--- Collected material ---
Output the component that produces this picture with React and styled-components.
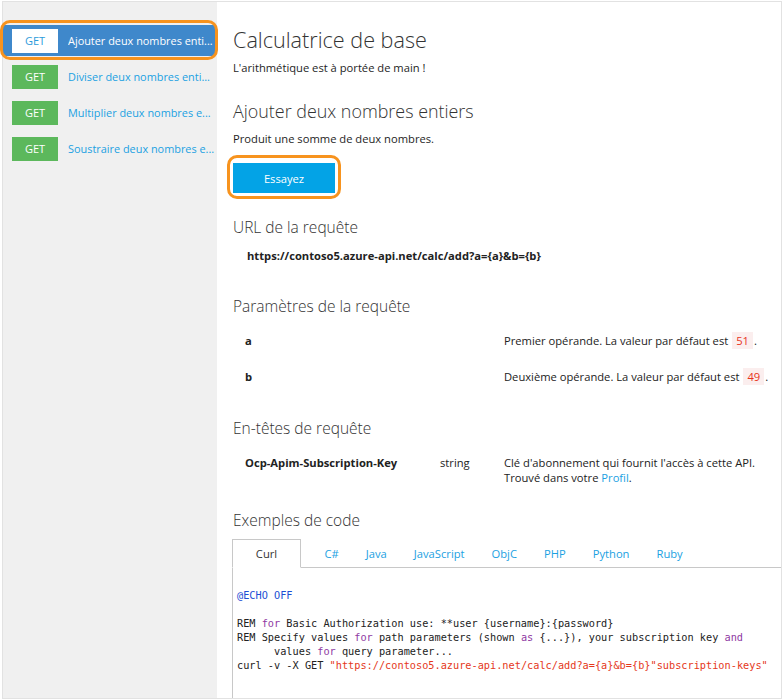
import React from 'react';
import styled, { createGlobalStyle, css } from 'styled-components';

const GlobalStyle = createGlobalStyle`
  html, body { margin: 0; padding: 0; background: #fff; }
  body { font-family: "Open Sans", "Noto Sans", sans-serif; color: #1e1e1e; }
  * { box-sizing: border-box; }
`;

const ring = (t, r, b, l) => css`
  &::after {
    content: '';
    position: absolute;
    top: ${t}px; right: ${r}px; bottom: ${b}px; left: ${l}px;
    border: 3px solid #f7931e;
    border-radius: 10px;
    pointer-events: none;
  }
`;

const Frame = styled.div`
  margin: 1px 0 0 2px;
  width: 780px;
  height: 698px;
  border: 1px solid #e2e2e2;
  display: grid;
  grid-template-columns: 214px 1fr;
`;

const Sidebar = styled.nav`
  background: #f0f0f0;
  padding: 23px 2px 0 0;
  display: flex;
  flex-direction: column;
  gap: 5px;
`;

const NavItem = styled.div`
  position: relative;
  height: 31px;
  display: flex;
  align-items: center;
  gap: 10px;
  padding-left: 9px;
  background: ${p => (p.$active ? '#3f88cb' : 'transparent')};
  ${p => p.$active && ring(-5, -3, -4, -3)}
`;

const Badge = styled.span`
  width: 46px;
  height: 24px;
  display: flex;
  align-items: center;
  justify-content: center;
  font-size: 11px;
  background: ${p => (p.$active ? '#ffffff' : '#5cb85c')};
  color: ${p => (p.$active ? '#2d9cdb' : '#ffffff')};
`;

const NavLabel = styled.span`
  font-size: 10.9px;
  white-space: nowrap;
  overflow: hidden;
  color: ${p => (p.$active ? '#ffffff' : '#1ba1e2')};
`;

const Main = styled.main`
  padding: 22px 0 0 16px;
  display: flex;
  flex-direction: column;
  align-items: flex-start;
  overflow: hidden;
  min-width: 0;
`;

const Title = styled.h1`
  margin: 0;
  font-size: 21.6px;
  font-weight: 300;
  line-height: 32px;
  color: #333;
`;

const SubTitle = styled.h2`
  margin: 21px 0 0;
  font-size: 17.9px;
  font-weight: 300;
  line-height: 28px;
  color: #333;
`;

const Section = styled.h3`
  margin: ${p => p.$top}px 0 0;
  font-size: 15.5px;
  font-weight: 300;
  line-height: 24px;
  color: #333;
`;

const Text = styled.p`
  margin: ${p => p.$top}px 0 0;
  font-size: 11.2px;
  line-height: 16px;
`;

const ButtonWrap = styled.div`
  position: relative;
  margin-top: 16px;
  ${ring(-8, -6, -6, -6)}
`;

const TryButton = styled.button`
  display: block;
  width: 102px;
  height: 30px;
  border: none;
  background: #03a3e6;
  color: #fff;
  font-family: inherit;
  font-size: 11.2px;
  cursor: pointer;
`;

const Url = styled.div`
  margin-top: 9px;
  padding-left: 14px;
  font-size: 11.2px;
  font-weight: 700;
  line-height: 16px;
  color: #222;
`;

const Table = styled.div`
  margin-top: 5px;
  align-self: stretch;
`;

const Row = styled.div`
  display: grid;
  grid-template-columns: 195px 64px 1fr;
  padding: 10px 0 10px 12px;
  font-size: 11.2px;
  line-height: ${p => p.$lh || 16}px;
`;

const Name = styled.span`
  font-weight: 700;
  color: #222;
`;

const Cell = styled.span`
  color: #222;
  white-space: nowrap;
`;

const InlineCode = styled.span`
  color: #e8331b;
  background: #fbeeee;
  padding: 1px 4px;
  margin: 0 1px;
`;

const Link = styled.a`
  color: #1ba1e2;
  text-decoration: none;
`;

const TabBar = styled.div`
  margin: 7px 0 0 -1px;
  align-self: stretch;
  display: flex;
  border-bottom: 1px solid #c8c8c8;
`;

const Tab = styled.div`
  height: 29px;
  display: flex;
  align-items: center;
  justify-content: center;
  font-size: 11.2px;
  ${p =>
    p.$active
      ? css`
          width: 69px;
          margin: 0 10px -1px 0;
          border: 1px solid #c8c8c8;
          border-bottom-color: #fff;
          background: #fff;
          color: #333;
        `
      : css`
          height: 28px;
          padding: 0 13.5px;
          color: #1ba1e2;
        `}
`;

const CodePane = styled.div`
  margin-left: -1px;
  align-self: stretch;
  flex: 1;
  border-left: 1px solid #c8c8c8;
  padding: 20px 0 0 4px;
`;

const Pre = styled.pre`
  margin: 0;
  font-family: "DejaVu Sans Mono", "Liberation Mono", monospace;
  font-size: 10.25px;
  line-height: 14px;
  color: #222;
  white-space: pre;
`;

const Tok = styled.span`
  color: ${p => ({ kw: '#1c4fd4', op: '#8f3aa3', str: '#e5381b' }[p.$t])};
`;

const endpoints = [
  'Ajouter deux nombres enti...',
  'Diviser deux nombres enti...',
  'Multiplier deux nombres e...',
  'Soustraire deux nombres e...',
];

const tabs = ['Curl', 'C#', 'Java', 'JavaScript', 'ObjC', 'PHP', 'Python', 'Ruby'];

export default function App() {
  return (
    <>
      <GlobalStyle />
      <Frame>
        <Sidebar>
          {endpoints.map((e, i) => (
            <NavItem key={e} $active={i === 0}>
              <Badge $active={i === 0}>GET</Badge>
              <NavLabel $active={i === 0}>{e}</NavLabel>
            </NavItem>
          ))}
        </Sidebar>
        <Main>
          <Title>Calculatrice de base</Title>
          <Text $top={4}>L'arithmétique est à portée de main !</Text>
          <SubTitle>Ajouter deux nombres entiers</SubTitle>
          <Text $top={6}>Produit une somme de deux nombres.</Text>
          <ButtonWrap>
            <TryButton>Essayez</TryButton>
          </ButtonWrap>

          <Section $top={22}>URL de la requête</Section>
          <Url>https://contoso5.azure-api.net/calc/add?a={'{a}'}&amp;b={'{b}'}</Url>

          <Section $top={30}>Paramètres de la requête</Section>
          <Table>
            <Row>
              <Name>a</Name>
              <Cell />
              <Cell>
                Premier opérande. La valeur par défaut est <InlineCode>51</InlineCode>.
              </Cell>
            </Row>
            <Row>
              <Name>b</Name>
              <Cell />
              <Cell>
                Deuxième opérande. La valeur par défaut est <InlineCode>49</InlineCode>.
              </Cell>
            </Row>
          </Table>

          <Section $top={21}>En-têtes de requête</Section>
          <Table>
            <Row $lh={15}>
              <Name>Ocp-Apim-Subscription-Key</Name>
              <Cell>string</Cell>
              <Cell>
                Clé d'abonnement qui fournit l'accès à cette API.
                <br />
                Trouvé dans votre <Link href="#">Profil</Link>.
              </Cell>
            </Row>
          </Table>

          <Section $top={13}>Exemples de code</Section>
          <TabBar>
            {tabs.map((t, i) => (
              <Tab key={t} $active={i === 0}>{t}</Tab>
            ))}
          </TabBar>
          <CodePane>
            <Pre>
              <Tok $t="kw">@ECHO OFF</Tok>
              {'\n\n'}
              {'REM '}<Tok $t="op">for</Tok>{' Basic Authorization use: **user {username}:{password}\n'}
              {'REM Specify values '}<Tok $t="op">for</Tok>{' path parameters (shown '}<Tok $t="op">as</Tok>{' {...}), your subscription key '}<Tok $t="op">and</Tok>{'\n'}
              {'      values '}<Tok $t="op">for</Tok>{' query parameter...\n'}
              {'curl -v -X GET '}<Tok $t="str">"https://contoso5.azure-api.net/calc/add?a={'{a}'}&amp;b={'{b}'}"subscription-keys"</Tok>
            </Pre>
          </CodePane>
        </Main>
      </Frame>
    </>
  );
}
---
> [What to work on]
Copy the listing exactly. Any image in it stays out of the copy.

> [Task response]
Output the component that produces this picture with React and styled-components.
import React from 'react';
import styled, { createGlobalStyle, css } from 'styled-components';

const GlobalStyle = createGlobalStyle`
  html, body { margin: 0; padding: 0; background: #fff; }
  body { font-family: "Open Sans", "Noto Sans", sans-serif; color: #1e1e1e; }
  * { box-sizing: border-box; }
`;

const ring = (t, r, b, l) => css`
  &::after {
    content: '';
    position: absolute;
    top: ${t}px; right: ${r}px; bottom: ${b}px; left: ${l}px;
    border: 3px solid #f7931e;
    border-radius: 10px;
    pointer-events: none;
  }
`;

const Frame = styled.div`
  margin: 1px 0 0 2px;
  width: 780px;
  height: 698px;
  border: 1px solid #e2e2e2;
  display: grid;
  grid-template-columns: 214px 1fr;
`;

const Sidebar = styled.nav`
  background: #f0f0f0;
  padding: 23px 2px 0 0;
  display: flex;
  flex-direction: column;
  gap: 5px;
`;

const NavItem = styled.div`
  position: relative;
  height: 31px;
  display: flex;
  align-items: center;
  gap: 10px;
  padding-left: 9px;
  background: ${p => (p.$active ? '#3f88cb' : 'transparent')};
  ${p => p.$active && ring(-5, -3, -4, -3)}
`;

const Badge = styled.span`
  width: 46px;
  height: 24px;
  display: flex;
  align-items: center;
  justify-content: center;
  font-size: 11px;
  background: ${p => (p.$active ? '#ffffff' : '#5cb85c')};
  color: ${p => (p.$active ? '#2d9cdb' : '#ffffff')};
`;

const NavLabel = styled.span`
  font-size: 10.9px;
  white-space: nowrap;
  overflow: hidden;
  color: ${p => (p.$active ? '#ffffff' : '#1ba1e2')};
`;

const Main = styled.main`
  padding: 22px 0 0 16px;
  display: flex;
  flex-direction: column;
  align-items: flex-start;
  overflow: hidden;
  min-width: 0;
`;

const Title = styled.h1`
  margin: 0;
  font-size: 21.6px;
  font-weight: 300;
  line-height: 32px;
  color: #333;
`;

const SubTitle = styled.h2`
  margin: 21px 0 0;
  font-size: 17.9px;
  font-weight: 300;
  line-height: 28px;
  color: #333;
`;

const Section = styled.h3`
  margin: ${p => p.$top}px 0 0;
  font-size: 15.5px;
  font-weight: 300;
  line-height: 24px;
  color: #333;
`;

const Text = styled.p`
  margin: ${p => p.$top}px 0 0;
  font-size: 11.2px;
  line-height: 16px;
`;

const ButtonWrap = styled.div`
  position: relative;
  margin-top: 16px;
  ${ring(-8, -6, -6, -6)}
`;

const TryButton = styled.button`
  display: block;
  width: 102px;
  height: 30px;
  border: none;
  background: #03a3e6;
  color: #fff;
  font-family: inherit;
  font-size: 11.2px;
  cursor: pointer;
`;

const Url = styled.div`
  margin-top: 9px;
  padding-left: 14px;
  font-size: 11.2px;
  font-weight: 700;
  line-height: 16px;
  color: #222;
`;

const Table = styled.div`
  margin-top: 5px;
  align-self: stretch;
`;

const Row = styled.div`
  display: grid;
  grid-template-columns: 195px 64px 1fr;
  padding: 10px 0 10px 12px;
  font-size: 11.2px;
  line-height: ${p => p.$lh || 16}px;
`;

const Name = styled.span`
  font-weight: 700;
  color: #222;
`;

const Cell = styled.span`
  color: #222;
  white-space: nowrap;
`;

const InlineCode = styled.span`
  color: #e8331b;
  background: #fbeeee;
  padding: 1px 4px;
  margin: 0 1px;
`;

const Link = styled.a`
  color: #1ba1e2;
  text-decoration: none;
`;

const TabBar = styled.div`
  margin: 7px 0 0 -1px;
  align-self: stretch;
  display: flex;
  border-bottom: 1px solid #c8c8c8;
`;

const Tab = styled.div`
  height: 29px;
  display: flex;
  align-items: center;
  justify-content: center;
  font-size: 11.2px;
  ${p =>
    p.$active
      ? css`
          width: 69px;
          margin: 0 10px -1px 0;
          border: 1px solid #c8c8c8;
          border-bottom-color: #fff;
          background: #fff;
          color: #333;
        `
      : css`
          height: 28px;
          padding: 0 13.5px;
          color: #1ba1e2;
        `}
`;

const CodePane = styled.div`
  margin-left: -1px;
  align-self: stretch;
  flex: 1;
  border-left: 1px solid #c8c8c8;
  padding: 20px 0 0 4px;
`;

const Pre = styled.pre`
  margin: 0;
  font-family: "DejaVu Sans Mono", "Liberation Mono", monospace;
  font-size: 10.25px;
  line-height: 14px;
  color: #222;
  white-space: pre;
`;

const Tok = styled.span`
  color: ${p => ({ kw: '#1c4fd4', op: '#8f3aa3', str: '#e5381b' }[p.$t])};
`;

const endpoints = [
  'Ajouter deux nombres enti...',
  'Diviser deux nombres enti...',
  'Multiplier deux nombres e...',
  'Soustraire deux nombres e...',
];

const tabs = ['Curl', 'C#', 'Java', 'JavaScript', 'ObjC', 'PHP', 'Python', 'Ruby'];

export default function App() {
  return (
    <>
      <GlobalStyle />
      <Frame>
        <Sidebar>
          {endpoints.map((e, i) => (
            <NavItem key={e} $active={i === 0}>
              <Badge $active={i === 0}>GET</Badge>
              <NavLabel $active={i === 0}>{e}</NavLabel>
            </NavItem>
          ))}
        </Sidebar>
        <Main>
          <Title>Calculatrice de base</Title>
          <Text $top={4}>L'arithmétique est à portée de main !</Text>
          <SubTitle>Ajouter deux nombres entiers</SubTitle>
          <Text $top={6}>Produit une somme de deux nombres.</Text>
          <ButtonWrap>
            <TryButton>Essayez</TryButton>
          </ButtonWrap>

          <Section $top={22}>URL de la requête</Section>
          <Url>https://contoso5.azure-api.net/calc/add?a={'{a}'}&amp;b={'{b}'}</Url>

          <Section $top={30}>Paramètres de la requête</Section>
          <Table>
            <Row>
              <Name>a</Name>
              <Cell />
              <Cell>
                Premier opérande. La valeur par défaut est <InlineCode>51</InlineCode>.
              </Cell>
            </Row>
            <Row>
              <Name>b</Name>
              <Cell />
              <Cell>
                Deuxième opérande. La valeur par défaut est <InlineCode>49</InlineCode>.
              </Cell>
            </Row>
          </Table>

          <Section $top={21}>En-têtes de requête</Section>
          <Table>
            <Row $lh={15}>
              <Name>Ocp-Apim-Subscription-Key</Name>
              <Cell>string</Cell>
              <Cell>
                Clé d'abonnement qui fournit l'accès à cette API.
                <br />
                Trouvé dans votre <Link href="#">Profil</Link>.
              </Cell>
            </Row>
          </Table>

          <Section $top={13}>Exemples de code</Section>
          <TabBar>
            {tabs.map((t, i) => (
              <Tab key={t} $active={i === 0}>{t}</Tab>
            ))}
          </TabBar>
          <CodePane>
            <Pre>
              <Tok $t="kw">@ECHO OFF</Tok>
              {'\n\n'}
              {'REM '}<Tok $t="op">for</Tok>{' Basic Authorization use: **user {username}:{password}\n'}
              {'REM Specify values '}<Tok $t="op">for</Tok>{' path parameters (shown '}<Tok $t="op">as</Tok>{' {...}), your subscription key '}<Tok $t="op">and</Tok>{'\n'}
              {'      values '}<Tok $t="op">for</Tok>{' query parameter...\n'}
              {'curl -v -X GET '}<Tok $t="str">"https://contoso5.azure-api.net/calc/add?a={'{a}'}&amp;b={'{b}'}"subscription-keys"</Tok>
            </Pre>
          </CodePane>
        </Main>
      </Frame>
    </>
  );
}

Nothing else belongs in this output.